Fe para mover montañas… humanas

Decía el sacerdote oficiante que es la fe la que nos mueve a hacer cosas, como ir al templo, a misa, o para atender al próximo. Muy cierto. La fe nos mueve a cumplir la voluntad del Padre, como pidió Jesús: “No todo el que me diga: Señor, Señor, entrará en el Reino de los Cielos, sino el que haga la voluntad de mi Padre celestial” (Mateo 7, 21).

La fe nos pone en movimiento, nos invita a la acción por el bien del prójimo. Los inmóviles que no hacen el mal pero tampoco el bien, no tienen fe, está muerta (Santiago, 2; 26). Si la tuvieran como suponen, harían la voluntad del Padre.

¿Por qué cuidamos a los necesitados, a los enfermos, pedimos por los difuntos, visitamos a los presos, damos de comer y beber al necesitado, enseñamos al ignorante? Porque se vive la fe.

La fe viviente nos mueve a ser mejores personas, a ser mejores hijos de Dios, a estar más cerca de Él, a superar nuestras debilidades y a robustecer nuestras fortalezas, como seres humanos y buenos seguidores del Señor. La fe nos lleva, sin temor ni vacilación, a poner al servicio del prójimo esos talentos que el Señor haya puesto en nosotros, en vez de enterrarlos como un inservible tesoro.

La fe sola, manifestada como una gran emoción del corazón, que no pasa de allí, ni es fe ni sirve para nada. ¡Señor, yo creo! Dicen algunos, y se quedan sentaditos alegrándose de su presunta fe, hasta con lágrimas de emoción. Pero para toda conducta humana, es la fe en lo que creemos lo que nos lleva a la acción, a vivir esa fe en obras.

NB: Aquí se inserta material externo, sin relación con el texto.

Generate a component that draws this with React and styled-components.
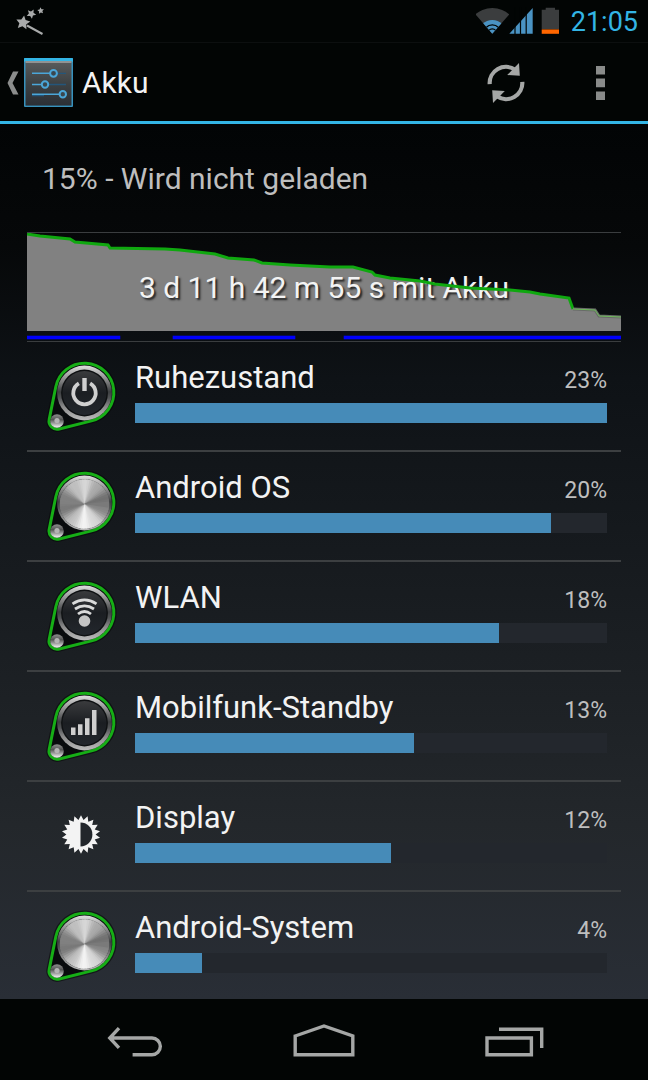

Como yo creo en la familia y en la paternidad, por ejemplo, atiendo a mis parientes, cuido a los hijos.

San Pablo nos escribió sin dejarnos lugar duda: “Aunque tuviera plenitud de fe como para trasladar montañas, si no tengo caridad, nada soy” (I Corintios 13,2,). Santiago es también directo respecto a la fe (2; 14-17): “¿De qué sirve, hermanos míos, que alguien diga: «Tengo fe», si no tiene obras? ¿Acaso podrá salvarle la fe? Si un hermano o una hermana están desnudos y carecen del sustento diario, y alguno de vosotros les dice: «Idos en paz, calentaos y hartaos», pero no les dais lo necesario para el cuerpo, ¿de qué sirve? Así también la fe, si no tiene obras, está realmente muerta”.

Mover montañas por fe, es algo simbólico de Jesús, pues cambiar un montón de piedras de lugar no tendrá mayor trascendencia, pero mover las montañas humanas, eso sí es valioso. Por vivir mi fe, y no guardarla como un sentimentalismo, me muevo a ser mejor ante Dios y ante los hombres, por vivir mi fe, velo y me ocupo de las necesidades del prójimo, hago la voluntad del Padre.

Hay dureza en el corazón de muchos hombres (enormes montañas), que hacen el mal en lugar del bien, o simplemente no hacen nada frente al mal de otros. Mover esas montañas es posible con una fe orante. Pedir insistentemente y de preferencia unidos, con profunda fe, que el Señor mueva los corazones de los malvados y de los insensibles, y el Señor lo concede. La fe es nuestra íntima unión con Dios, en permanente oración, en palabras y en obras.

La fe es un regalo de Dios, difícilmente alguien decide por sí mismo que va a tener fe y la recibe. El Señor la otorga cuando se le pide fervientemente, y teniendo esa fe, la persona decidirá si la vive en el servicio al prójimo y cumple la voluntad del Padre, o se la queda en el fondo de un corazón sin Dios; la mata.

Vivamos la fe con alegría y sin descanso, el Señor nos recompensará a la hora del Juicio: “Venid benditos de mi Padre…” Pidamos al Señor que nos conserve el don de la fe y la aumente cada día de nuestra vida, y así también cada día podamos vivirla más intensamente a su servicio.